Linux 3.3: Making a Dent In Bufferbloat?

mtaht writes "Has anyone, besides those that worked on byte queue limits, and sfqred, had a chance to benchmark networking using these tools on the Linux 3.3 kernel in the real world? A dent, at least theoretically, seems to be have made in bufferbloat, and now that the new kernel and new iproute2 are out, should be easy to apply in general (e.g. server/desktop) situations." Dear readers: Have any of you had problems with bufferbloat that were alleviated by the new kernel version?

What is bufferbloat?

[stillnotelf]

TFS doesn't mention, and it's hardly an obvious term. From TFA:

Bufferbloat...is the result of our misguided attempt to protect streaming applications (now 80 percent of Internet packets) by putting large memory buffers in modems, routers, network cards, and applications. These cascading buffers interfere with each other and with the flow control built into TCP from the very beginning, ultimately breaking that flow control, making things far worse than they’d be if all those buffers simply didn’t exist.

You missed the feedback loop (TCP flow contol)

[Richard_J_N]

Unfortunately, I think you haven't quite got this right.

The problem isn't buffering at the *ends* of the link (the two applications talking to one another), rather, it's buffering in the middle of the link.

TCP flow control works by getting (timely notification of) dropped packets when the network begins to saturate. Once the network reaches about 95% of full capacity, it's important to drop some packets so that *all* users of the link back off and slow down a bit.

The easiest way to imagine this is by considering a group of people all setting off in cars along a particular journey. Not all roads have the same capacity, and perhaps there is a narrow bridge part way along.
So the road designer thinks: that bridge is a choke point, but the flow isn't perfectly smooth. So I'll build a car-park just before the bridge: then we can receive inbound traffic as fast as it can arrive, and always run the bridge at maximum flow. (The same thing happens elsewhere: we get lots of carparks acting as stop-start FIFO buffers).

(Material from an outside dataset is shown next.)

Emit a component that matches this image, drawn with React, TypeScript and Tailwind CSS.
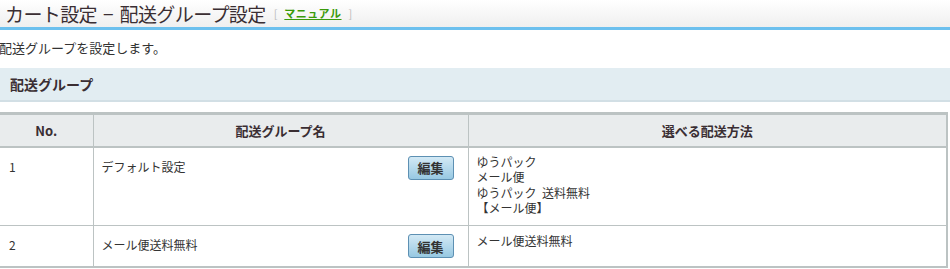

What now happens is that everybody ends up sitting in a car-park every single time they hit a buffer. It makes the end-to-end latency much much larger.

What should happen (and TCP flow-control will autodetect if it gets dropped packet notifications promptly) is that people know that the bridge is saturated, and fewer people set off on their journey every hour. The link never saturates, buffers don't fill, and nobody has to wait.

Bufferbloat is exactly like this: we try to be greedy and squeeze every last baud out of a connection: what happens is that latency goes way too high, and ultimately we waste packets on retransmits (because some packets arrive so late that they are given up for lost). So we end up much much worse off.
A side consequence of this is that the traffic jams can sometimes oscillate wildly in unpredictable manners.

If you've ever seen your mobile phone take 15 seconds to make a simple request for a search result, despite having a good signal, you've observed buffer bloat.

Re:Hm

[RulerOf]

Why would my buffer be never empty? Just because you have more buffers doesn't mean you process anything slower than you have to. It just means if you can't get around to something immediately, you can catch up later.

That's exactly the problem. TCP relies on packets being dropped in order to manage connections. When buffers are instead allowed to fill up, delaying packets instead of outright dropping them, the application relying on those packets experiences extremely high latency instead of being rate-limited to fit inside of the available bandwidth.

The problem has come to pass because of how counterintuitive this really is. It's a GOOD THING to discard data you can't transfer RIGHT NOW, rather than wait around and send it later.

I suppose one of the only analogs I can think of might be the Blackbird stealth plane. Leaks like a sieve on the ground, spitting fuel all over the place, because at altitude the seals expand so much that they'd pop if it hadn't been designed to leak on the ground. Using gigantic packet buffers would be like "fixing" a Blackbird so that it didn't leak on the runway.